La veille de l’audience, l’ARQ a transmis à la Fiducie, un relevé de compte pour la créance à jour en date du 25 mars 2025 démontrant que la dette de M. Bebawi était toujours de plus de 10 000 000 $, malgré les montants recouvrés.
Bien que l’ARQ ait reçu un paiement total de 306 937,09 $ à la suite de la proposition concordataire de M. Bebawi, le solde de la dette fiscale de ce dernier n’a pas été effacé pour autant en ce qui concerne les bénéficiaires des différents transferts d’actifs et ce, tel que reconnu par la jurisprudence mentionnée précédemment.
Par conséquent, le règlement de la dette fiscale de Mme Duhamel n’avait aucun impact sur le quantum de la dette fiscale de la Fiducie envers l’ARQ.
En effet, la dette fiscale résultant des transferts entre M. Bebawi et la Fiducie et la dette fiscale résultant des transferts entre cette dernière et Mme Duhamel ne sont pas des dettes fiscales attachées et liées aux immeubles, mais elles existaient en raison des transferts distincts et en cascade.
Plus précisément, la dette fiscale de la Fiducie n’en est pas une de son propre chef, mais découle du fait qu’elle est légalement solidaire de la dette fiscale de M. Bebawi.
Ainsi, il importait peu de savoir combien l’ARQ avait récupéré de Mme Duhamel, puisque ces derniers transferts étaient postérieurs aux transferts entre M. Bebawi et la Fiducie.
L’extinction en tout ou en partie de la dette fiscale due par Mme Duhamel n’avait aucun impact sur la somme réclamée par l’ARQ à la Fiducie, puisqu’au moment des transferts à la Fiducie, M. Bebawi devait plus de 8 000 000 $ à l’ARQ.
En ce qui a trait à la demande de documents en vertu de l’article 251 C.p.c., il est possible de s’y opposer si ces derniers ne sont pas pertinents ou encore s’il y a immunité de divulgation de source légale.
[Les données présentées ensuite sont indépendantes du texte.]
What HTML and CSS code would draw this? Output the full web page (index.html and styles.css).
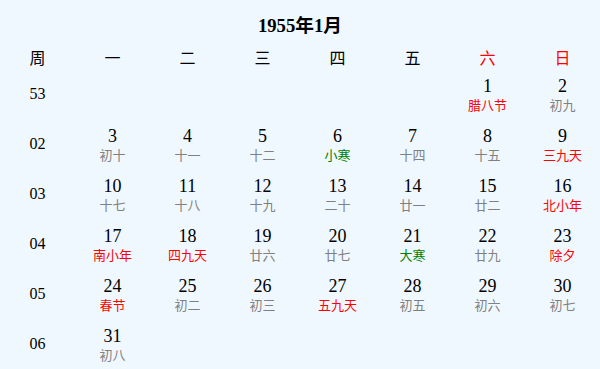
FILE: index.html
```html
<!DOCTYPE html>
<html lang="zh">
<head>
<meta charset="utf-8">
<title>1955年1月</title>
<link rel="stylesheet" href="styles.css">
</head>
<body>
<div class="cal">
  <h3 class="title">1955年1月</h3>
  <table class="grid">
    <thead>
      <tr>
        <th>周</th><th>一</th><th>二</th><th>三</th><th>四</th><th>五</th><th class="we">六</th><th class="we">日</th>
      </tr>
    </thead>
    <tbody>
      <tr>
        <td class="wk">53</td>
        <td></td><td></td><td></td><td></td><td></td>
        <td><div class="d">1</div><div class="l red">腊八节</div></td>
        <td><div class="d">2</div><div class="l">初九</div></td>
      </tr>
      <tr>
        <td class="wk">02</td>
        <td><div class="d">3</div><div class="l">初十</div></td>
        <td><div class="d">4</div><div class="l">十一</div></td>
        <td><div class="d">5</div><div class="l">十二</div></td>
        <td><div class="d">6</div><div class="l green">小寒</div></td>
        <td><div class="d">7</div><div class="l">十四</div></td>
        <td><div class="d">8</div><div class="l">十五</div></td>
        <td><div class="d">9</div><div class="l red">三九天</div></td>
      </tr>
      <tr>
        <td class="wk">03</td>
        <td><div class="d">10</div><div class="l">十七</div></td>
        <td><div class="d">11</div><div class="l">十八</div></td>
        <td><div class="d">12</div><div class="l">十九</div></td>
        <td><div class="d">13</div><div class="l">二十</div></td>
        <td><div class="d">14</div><div class="l">廿一</div></td>
        <td><div class="d">15</div><div class="l">廿二</div></td>
        <td><div class="d">16</div><div class="l red">北小年</div></td>
      </tr>
      <tr>
        <td class="wk">04</td>
        <td><div class="d">17</div><div class="l red">南小年</div></td>
        <td><div class="d">18</div><div class="l red">四九天</div></td>
        <td><div class="d">19</div><div class="l">廿六</div></td>
        <td><div class="d">20</div><div class="l">廿七</div></td>
        <td><div class="d">21</div><div class="l green">大寒</div></td>
        <td><div class="d">22</div><div class="l">廿九</div></td>
        <td><div class="d">23</div><div class="l red">除夕</div></td>
      </tr>
      <tr>
        <td class="wk">05</td>
        <td><div class="d">24</div><div class="l red">春节</div></td>
        <td><div class="d">25</div><div class="l">初二</div></td>
        <td><div class="d">26</div><div class="l">初三</div></td>
        <td><div class="d">27</div><div class="l red">五九天</div></td>
        <td><div class="d">28</div><div class="l">初五</div></td>
        <td><div class="d">29</div><div class="l">初六</div></td>
        <td><div class="d">30</div><div class="l">初七</div></td>
      </tr>
      <tr>
        <td class="wk">06</td>
        <td><div class="d">31</div><div class="l">初八</div></td>
        <td></td><td></td><td></td><td></td><td></td><td></td>
      </tr>
    </tbody>
  </table>
</div>
</body>
</html>
```
FILE: styles.css
```css
html, body {
  margin: 0;
  padding: 0;
  background: #f0f8ff;
}
body {
  font-family: "Liberation Serif", "Noto Sans CJK SC", serif;
  color: #000;
}
.cal {
  width: 600px;
}
.title {
  margin: 0;
  padding: 15px 0 11px;
  height: 22px;
  line-height: 22px;
  font-size: 18.72px;
  font-weight: bold;
  text-align: center;
}
.grid {
  width: 600px;
  border-collapse: collapse;
  table-layout: fixed;
}
.grid th, .grid td {
  width: 75px;
  padding: 0;
  text-align: center;
  vertical-align: middle;
}
.grid th {
  height: 21px;
  font-size: 16px;
  font-weight: normal;
  line-height: 21px;
}
.grid th.we {
  color: #ff0000;
}
.grid td {
  height: 50px;
}
.wk {
  font-size: 16px;
}
.d {
  font-size: 18px;
  line-height: 22px;
}
.l {
  font-family: "Noto Sans CJK SC", sans-serif;
  font-size: 13px;
  line-height: 16px;
  color: #808080;
}
.l.red {
  color: #ff0000;
}
.l.green {
  color: #008000;
}
```
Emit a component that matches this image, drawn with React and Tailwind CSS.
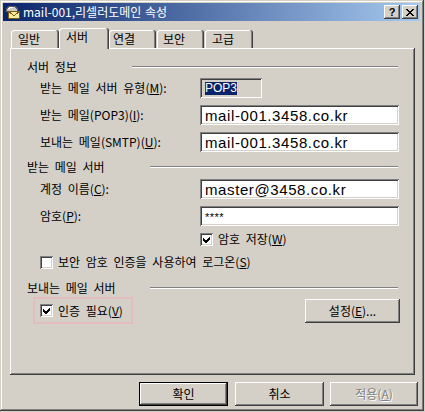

L’article 69.0.0.3 LAF prévoit également une telle immunité.
Ainsi, le Tribunal a considéré que la communication des documents n’était pas pertinente, puisque ceux-ci n’avaient aucun impact sur la détermination des faits au support des avis de cotisation de la Fiducie.
Ce qu’il faut donc se rappeler est que le transfert d’actifs en cascade peut amener plusieurs intervenants à devenir responsable de la dette initiale du cédant.